In various incarnations of Star Trek TV episodes, the starship Enterprise (or Voyager or Defiant or Discovery) roll up on a planet that has a simplified allegorical problem. The TOS episode “A Private Little War” is a perfect example: A deeply problematic episode by today’s standards, but whose heart was in the right place. Kirk and Bones want to arm a native population with guns, because if they don’t, the Klingons will arm an opposing tribe, and the planet will be engulfed in war. In 1968, this was a not-so-secret metaphor for the Vietnam War, which Kirk literally references in his debate with Bones. The point of “A Private Little War,” wasn’t to create a convincing population of the planet Neural, but, instead, to create compact rumination on the nature of global superpowers and their negative impacts on smaller nations and peoples.
So, while it's tempting to compare The Way of Water to the 1986 Star Trek film, The Voyage Home — because both involve saving whales — the truth is, the world of Avatar is more like if Star Trek feature films were made all about the planet Neural in “A Private Little War,” complete with big screen versions of the horned space gorilla, the Mugato. If you made a “cool” or “realistic” version of the Mugato, it would draw attention to how simplistic and hamfisted the storytelling was. And that’s what The Way of Water does. The more “realistic” the outlandish world of Pandora is presented, the more obvious that the whole movie is just a thin metaphor.

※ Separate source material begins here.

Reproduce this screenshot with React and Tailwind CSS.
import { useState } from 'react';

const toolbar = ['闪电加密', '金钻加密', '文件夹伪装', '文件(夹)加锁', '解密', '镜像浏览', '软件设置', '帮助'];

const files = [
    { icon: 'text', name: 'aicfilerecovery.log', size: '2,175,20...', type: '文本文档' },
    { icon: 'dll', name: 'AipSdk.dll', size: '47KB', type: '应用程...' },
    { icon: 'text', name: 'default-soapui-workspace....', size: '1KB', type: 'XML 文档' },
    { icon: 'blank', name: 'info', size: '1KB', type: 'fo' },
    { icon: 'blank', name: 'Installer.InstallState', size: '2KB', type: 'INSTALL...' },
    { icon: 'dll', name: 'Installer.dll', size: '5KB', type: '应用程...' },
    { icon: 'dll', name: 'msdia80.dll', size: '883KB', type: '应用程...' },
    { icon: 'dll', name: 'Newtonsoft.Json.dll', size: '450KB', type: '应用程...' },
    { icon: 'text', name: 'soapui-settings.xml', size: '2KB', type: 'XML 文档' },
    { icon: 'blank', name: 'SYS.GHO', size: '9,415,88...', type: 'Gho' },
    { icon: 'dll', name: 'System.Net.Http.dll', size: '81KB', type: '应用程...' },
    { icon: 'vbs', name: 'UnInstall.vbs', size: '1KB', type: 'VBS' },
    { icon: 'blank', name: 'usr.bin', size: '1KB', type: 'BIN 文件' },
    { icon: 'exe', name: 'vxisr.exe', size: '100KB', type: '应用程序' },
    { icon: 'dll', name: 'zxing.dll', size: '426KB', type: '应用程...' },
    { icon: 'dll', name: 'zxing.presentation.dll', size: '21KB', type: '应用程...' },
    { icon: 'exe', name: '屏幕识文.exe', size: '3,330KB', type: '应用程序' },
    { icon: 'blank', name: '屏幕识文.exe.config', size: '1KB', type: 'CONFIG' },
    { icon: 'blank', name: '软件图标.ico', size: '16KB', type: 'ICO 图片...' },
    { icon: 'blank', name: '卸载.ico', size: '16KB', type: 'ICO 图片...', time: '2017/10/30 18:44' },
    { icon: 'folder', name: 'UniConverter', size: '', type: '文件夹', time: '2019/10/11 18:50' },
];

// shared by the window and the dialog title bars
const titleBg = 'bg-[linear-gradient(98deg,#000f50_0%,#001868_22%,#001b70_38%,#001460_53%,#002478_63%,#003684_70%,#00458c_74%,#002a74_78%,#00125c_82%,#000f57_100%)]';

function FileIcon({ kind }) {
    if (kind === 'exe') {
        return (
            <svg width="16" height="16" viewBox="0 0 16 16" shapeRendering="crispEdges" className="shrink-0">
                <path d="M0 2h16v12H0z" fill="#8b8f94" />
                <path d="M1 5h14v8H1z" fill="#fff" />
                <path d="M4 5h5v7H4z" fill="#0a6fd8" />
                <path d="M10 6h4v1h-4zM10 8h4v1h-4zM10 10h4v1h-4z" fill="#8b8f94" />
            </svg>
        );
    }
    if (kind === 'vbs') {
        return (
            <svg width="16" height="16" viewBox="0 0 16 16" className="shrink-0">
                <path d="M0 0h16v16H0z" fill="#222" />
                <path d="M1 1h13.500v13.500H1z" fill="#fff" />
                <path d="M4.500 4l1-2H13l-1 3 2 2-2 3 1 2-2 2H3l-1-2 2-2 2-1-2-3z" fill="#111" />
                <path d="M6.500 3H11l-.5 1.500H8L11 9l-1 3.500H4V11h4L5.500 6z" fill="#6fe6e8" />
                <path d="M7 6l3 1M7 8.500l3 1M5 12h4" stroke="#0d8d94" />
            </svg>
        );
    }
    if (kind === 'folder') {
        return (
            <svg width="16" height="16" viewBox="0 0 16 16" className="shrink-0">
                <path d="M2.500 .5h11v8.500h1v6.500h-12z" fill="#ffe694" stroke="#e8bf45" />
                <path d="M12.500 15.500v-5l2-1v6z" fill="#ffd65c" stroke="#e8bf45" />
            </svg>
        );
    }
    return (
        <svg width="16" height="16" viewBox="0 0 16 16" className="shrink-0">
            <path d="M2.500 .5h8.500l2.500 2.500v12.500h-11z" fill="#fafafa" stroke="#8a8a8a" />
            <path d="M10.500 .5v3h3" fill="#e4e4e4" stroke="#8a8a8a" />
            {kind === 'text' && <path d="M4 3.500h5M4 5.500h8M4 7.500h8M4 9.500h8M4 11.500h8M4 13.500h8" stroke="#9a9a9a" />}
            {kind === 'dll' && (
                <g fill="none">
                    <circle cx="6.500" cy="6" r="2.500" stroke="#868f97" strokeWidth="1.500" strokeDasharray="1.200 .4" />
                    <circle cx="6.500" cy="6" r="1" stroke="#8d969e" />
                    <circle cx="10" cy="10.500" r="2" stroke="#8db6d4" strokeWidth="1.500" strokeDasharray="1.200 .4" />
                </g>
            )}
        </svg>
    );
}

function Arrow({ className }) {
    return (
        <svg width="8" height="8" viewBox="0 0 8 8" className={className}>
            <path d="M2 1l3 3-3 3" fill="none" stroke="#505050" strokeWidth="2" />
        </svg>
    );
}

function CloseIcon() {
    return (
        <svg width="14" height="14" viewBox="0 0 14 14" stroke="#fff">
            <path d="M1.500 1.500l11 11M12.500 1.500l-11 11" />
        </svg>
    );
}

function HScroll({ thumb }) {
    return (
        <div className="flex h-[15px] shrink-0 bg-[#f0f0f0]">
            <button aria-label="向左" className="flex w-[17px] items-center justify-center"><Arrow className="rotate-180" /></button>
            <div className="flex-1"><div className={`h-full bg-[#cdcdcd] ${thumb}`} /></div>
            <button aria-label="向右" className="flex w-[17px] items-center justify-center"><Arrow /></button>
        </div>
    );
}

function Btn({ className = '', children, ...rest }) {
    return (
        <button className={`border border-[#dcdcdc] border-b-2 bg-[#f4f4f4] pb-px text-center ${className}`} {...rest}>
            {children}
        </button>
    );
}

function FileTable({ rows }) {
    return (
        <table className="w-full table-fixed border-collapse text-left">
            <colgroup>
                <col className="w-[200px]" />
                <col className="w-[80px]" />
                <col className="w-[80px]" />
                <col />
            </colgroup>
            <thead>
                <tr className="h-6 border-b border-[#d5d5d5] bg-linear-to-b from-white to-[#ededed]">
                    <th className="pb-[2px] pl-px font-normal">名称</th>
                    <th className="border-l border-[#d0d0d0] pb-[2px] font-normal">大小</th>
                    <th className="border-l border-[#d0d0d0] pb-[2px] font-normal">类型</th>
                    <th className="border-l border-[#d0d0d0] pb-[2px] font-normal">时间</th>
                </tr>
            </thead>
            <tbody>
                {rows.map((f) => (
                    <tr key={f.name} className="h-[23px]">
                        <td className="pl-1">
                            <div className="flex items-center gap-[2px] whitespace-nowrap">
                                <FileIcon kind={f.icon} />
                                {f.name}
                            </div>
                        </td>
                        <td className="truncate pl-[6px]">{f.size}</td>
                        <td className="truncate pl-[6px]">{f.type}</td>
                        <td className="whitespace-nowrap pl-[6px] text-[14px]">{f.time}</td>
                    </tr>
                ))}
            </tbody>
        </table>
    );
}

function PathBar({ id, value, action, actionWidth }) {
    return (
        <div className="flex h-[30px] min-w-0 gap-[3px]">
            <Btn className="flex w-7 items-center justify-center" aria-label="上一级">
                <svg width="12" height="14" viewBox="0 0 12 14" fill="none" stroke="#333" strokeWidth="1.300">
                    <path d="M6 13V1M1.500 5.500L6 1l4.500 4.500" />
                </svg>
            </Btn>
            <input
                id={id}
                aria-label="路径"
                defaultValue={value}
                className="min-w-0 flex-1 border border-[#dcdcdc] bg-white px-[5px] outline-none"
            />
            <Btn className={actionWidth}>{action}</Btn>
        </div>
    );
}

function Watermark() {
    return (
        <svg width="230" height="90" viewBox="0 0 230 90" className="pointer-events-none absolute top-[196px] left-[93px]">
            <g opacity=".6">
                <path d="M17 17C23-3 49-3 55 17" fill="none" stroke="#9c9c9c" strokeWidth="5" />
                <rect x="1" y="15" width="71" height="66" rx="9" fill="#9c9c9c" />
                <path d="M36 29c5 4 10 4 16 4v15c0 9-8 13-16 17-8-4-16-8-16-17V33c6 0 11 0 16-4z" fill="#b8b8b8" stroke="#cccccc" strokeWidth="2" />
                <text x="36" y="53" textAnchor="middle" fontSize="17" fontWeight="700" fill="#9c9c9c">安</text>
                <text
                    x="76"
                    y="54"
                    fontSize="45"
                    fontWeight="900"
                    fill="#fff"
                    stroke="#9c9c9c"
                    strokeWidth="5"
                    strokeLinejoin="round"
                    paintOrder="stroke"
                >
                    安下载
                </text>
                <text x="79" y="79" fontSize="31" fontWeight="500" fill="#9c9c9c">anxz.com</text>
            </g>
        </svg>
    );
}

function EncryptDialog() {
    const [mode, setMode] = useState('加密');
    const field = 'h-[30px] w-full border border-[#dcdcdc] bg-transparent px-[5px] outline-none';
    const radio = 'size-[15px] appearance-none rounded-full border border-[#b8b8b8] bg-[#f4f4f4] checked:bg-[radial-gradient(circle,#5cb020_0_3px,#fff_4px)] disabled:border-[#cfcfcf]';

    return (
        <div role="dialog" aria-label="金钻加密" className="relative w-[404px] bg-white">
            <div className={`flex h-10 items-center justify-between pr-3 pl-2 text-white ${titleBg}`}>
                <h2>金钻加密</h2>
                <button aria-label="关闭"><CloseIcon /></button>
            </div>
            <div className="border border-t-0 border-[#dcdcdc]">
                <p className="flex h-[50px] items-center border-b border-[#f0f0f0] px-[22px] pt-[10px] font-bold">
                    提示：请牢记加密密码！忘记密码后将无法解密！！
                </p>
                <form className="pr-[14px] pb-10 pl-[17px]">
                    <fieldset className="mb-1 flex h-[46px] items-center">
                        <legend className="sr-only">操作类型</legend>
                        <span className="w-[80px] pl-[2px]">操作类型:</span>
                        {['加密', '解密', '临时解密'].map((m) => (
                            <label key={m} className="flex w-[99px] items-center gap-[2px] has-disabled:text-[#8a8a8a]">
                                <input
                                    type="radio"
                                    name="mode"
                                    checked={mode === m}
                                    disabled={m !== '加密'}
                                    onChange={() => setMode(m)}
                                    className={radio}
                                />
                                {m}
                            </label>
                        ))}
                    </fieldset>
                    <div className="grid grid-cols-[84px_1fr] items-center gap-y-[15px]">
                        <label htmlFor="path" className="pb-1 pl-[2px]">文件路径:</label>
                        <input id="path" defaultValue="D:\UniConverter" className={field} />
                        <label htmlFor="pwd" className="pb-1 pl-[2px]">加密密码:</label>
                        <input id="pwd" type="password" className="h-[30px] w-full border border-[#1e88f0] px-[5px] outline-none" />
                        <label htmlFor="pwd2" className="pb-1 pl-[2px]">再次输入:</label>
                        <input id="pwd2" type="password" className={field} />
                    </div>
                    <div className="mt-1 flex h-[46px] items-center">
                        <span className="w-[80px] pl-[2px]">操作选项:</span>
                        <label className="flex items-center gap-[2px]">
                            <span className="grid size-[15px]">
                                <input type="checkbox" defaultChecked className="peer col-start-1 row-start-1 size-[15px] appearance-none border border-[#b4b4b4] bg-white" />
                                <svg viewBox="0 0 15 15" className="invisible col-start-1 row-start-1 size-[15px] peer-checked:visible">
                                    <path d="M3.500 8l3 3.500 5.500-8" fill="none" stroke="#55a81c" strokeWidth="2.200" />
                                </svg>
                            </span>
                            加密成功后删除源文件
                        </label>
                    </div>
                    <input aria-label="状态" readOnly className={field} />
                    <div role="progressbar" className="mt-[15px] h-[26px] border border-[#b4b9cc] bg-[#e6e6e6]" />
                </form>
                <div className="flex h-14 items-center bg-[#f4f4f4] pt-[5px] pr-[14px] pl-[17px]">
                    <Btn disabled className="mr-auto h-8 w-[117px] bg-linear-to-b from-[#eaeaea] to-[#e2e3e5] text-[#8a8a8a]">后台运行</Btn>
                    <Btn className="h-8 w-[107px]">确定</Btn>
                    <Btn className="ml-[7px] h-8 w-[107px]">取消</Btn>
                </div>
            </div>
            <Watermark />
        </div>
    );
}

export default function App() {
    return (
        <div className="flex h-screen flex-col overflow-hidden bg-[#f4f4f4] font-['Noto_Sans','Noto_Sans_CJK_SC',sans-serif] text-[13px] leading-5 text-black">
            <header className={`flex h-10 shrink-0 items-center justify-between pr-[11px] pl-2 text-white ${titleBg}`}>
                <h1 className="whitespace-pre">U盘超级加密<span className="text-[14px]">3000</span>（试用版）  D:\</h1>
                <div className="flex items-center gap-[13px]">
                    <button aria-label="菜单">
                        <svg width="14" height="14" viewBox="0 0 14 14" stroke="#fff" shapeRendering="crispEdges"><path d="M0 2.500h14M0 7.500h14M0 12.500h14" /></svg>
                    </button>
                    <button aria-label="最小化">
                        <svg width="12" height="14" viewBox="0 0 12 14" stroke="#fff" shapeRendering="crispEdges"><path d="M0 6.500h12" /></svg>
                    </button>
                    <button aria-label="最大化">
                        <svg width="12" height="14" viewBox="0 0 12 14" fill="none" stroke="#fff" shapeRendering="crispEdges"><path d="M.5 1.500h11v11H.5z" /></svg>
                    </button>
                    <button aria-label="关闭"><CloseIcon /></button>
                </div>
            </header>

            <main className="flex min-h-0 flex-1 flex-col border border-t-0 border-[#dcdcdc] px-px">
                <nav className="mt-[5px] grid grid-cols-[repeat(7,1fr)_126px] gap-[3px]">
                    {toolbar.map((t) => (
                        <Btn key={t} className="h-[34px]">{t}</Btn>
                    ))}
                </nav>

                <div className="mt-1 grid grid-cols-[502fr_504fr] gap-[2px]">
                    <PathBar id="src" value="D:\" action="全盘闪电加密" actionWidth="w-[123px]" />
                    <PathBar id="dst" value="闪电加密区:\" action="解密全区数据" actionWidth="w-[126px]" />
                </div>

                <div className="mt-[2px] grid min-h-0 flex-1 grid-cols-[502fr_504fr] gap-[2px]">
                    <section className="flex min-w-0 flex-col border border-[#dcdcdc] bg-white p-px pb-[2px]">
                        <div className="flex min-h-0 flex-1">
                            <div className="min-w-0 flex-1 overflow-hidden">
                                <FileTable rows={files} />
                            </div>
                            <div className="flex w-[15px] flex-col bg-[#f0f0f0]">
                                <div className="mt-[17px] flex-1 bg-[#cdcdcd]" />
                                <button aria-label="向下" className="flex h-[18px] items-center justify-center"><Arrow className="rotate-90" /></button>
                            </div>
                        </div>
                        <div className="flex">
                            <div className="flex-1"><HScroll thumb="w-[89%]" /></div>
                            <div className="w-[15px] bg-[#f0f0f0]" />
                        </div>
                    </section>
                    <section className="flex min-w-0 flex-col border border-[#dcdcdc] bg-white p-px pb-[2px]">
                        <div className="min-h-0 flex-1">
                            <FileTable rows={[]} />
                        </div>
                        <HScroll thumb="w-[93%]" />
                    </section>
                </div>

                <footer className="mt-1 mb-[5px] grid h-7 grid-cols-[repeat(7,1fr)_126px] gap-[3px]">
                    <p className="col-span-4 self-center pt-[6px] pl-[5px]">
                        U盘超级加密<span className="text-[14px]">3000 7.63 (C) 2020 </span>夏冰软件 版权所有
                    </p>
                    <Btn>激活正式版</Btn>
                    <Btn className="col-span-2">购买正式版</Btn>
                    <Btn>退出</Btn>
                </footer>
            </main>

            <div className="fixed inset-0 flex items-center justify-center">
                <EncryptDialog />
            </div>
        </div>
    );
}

In Star Trek or Doctor Who, these kinds of hit-you-on-the-head premises work, because the episode ends in less than 60 minutes. Whatever point that “A Private Little War” was trying to make, was made, and audiences got a goofy space gorilla as a bonus. This kind of thing worked in the 1960s, and to an extent, still works today. The 2022 Strange New Worlds episode “Lift Us Up Where Suffering Cannot Reach,” depicts a perfect alien planet with a dark secret: A child is sacrificed to a machine to allow the rest of the citizens to live in peace. The visual effects aren’t the focus, and neither is any potential solution to the problem.
In some ways, this is the best model for extremely allegorical science fiction: Get in and get out. What Avatar: The Way of Water reveals is that the longer underdeveloped sci-fi premises linger in unbelievable worlds, the less interesting everything becomes. In the end, the impressive VFX of The Way of Water has the opposite intended result. Instead of believing in the story more, you feel the contrivance of what you’re being made to watch.
In an alternate universe, a 45-minute TV version of The Way of Water, with just meh special effects, would not only be more pleasant to sit through but crucially, would also make us work harder to think about what it’s trying to say. Cameron might make pretty pictures, but unlike other similar sci-fi stories, this one doesn’t really mean anything.
Avatar: The Way of Water is in theaters now.